## Exercise directions:
Where a line holds the word "index", copy that line.

## Data block:
• • • •
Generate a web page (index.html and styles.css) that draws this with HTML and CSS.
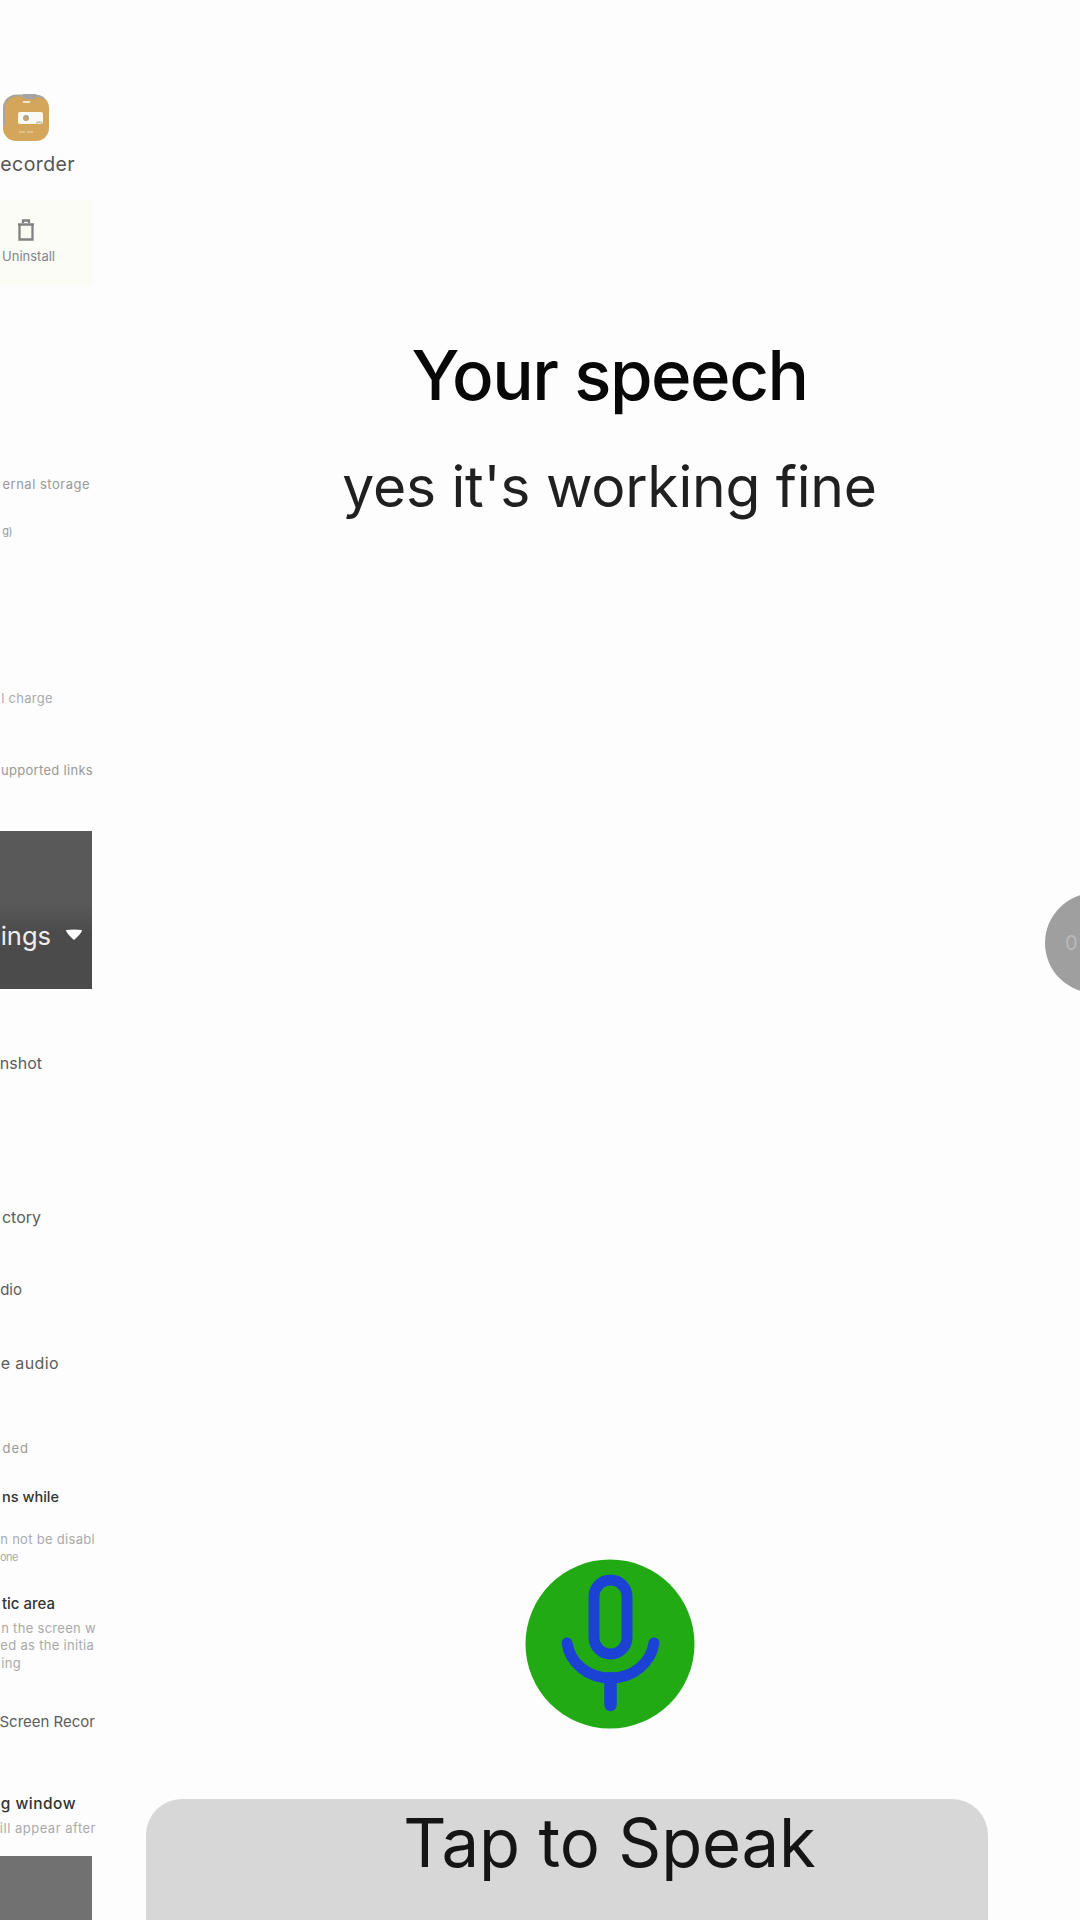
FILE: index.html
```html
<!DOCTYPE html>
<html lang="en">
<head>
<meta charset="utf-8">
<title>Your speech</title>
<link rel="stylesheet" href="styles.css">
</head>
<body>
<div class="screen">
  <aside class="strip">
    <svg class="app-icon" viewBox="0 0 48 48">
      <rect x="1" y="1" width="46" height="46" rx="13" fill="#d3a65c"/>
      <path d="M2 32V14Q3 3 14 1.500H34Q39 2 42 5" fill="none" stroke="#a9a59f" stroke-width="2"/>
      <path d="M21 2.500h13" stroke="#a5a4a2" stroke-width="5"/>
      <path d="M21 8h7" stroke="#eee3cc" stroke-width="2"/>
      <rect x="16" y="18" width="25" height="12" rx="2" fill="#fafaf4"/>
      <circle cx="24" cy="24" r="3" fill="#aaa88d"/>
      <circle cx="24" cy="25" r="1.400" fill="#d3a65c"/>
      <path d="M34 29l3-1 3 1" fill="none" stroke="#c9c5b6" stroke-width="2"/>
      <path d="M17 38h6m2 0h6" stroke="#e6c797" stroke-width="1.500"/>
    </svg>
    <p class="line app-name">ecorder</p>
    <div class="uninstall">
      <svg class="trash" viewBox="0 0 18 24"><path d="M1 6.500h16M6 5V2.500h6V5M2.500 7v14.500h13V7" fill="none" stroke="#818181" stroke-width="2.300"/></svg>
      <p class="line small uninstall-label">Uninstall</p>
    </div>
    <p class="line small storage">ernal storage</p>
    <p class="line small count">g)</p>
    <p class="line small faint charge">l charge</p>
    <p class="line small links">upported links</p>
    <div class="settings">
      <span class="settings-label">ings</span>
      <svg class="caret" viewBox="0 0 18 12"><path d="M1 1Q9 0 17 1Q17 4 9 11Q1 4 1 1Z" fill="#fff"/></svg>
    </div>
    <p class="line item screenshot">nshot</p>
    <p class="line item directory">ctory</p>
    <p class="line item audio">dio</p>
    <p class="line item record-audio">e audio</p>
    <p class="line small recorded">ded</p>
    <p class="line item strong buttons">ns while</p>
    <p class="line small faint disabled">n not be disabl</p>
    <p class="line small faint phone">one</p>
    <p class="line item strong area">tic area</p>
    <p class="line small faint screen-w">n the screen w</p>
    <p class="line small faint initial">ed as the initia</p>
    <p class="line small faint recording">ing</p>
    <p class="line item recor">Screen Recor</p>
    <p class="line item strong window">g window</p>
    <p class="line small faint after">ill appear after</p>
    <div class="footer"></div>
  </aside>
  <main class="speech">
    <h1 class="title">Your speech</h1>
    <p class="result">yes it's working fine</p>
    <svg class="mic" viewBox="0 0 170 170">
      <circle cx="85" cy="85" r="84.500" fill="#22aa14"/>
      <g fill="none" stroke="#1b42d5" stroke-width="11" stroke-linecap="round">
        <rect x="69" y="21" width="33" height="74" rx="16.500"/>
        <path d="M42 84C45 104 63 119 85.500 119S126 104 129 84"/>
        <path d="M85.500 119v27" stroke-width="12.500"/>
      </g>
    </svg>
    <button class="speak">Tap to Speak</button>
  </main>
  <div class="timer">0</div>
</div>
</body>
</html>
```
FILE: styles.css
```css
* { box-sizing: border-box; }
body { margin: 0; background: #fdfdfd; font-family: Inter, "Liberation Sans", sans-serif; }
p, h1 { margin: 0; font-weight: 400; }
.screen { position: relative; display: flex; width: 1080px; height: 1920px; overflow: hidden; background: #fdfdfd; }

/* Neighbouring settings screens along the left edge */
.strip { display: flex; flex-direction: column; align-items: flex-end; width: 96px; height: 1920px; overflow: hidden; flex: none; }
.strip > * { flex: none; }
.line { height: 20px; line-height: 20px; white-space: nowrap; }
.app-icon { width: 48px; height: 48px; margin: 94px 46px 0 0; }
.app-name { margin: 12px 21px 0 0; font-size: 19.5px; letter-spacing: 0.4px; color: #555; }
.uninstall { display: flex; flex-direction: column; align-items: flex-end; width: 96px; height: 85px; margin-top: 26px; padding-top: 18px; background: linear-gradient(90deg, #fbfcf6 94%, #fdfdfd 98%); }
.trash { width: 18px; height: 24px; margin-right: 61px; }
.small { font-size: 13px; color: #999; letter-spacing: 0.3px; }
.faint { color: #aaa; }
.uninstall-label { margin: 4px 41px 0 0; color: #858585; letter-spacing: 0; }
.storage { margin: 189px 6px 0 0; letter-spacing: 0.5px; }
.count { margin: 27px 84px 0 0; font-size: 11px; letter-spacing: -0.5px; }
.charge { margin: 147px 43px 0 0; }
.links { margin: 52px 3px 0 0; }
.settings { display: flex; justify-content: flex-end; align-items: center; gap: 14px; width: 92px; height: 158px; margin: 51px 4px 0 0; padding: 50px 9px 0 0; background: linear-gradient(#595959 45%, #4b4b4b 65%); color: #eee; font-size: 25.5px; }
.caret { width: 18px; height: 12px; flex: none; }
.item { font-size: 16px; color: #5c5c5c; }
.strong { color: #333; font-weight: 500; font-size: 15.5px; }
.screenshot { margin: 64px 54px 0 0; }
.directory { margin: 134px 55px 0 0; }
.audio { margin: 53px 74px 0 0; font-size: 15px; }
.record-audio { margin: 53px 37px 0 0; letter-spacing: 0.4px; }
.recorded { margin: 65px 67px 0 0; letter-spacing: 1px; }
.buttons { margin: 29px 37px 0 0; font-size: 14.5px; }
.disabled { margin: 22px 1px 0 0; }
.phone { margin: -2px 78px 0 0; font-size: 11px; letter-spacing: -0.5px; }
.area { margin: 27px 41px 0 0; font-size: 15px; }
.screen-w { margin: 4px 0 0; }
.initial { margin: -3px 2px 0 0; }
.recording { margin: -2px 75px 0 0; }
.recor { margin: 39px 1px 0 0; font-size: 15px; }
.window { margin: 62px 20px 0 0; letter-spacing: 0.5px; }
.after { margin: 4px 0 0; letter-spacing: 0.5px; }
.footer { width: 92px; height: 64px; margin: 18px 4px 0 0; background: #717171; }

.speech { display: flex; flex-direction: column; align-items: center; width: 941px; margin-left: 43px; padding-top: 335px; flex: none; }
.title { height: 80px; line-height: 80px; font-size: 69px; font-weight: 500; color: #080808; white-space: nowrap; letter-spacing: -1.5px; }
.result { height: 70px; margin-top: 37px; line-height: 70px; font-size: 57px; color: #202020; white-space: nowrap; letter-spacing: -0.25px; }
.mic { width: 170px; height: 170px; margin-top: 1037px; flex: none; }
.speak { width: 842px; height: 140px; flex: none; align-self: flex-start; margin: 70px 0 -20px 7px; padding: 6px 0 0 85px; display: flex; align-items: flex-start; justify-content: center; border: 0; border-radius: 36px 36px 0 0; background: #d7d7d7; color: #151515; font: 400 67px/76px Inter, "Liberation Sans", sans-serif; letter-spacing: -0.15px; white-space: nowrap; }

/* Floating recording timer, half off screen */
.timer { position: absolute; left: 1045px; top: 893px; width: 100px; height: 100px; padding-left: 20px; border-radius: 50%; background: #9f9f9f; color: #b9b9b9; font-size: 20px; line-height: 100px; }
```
• • • •
## Task output:
Generate a web page (index.html and styles.css) that draws this with HTML and CSS.
FILE: index.html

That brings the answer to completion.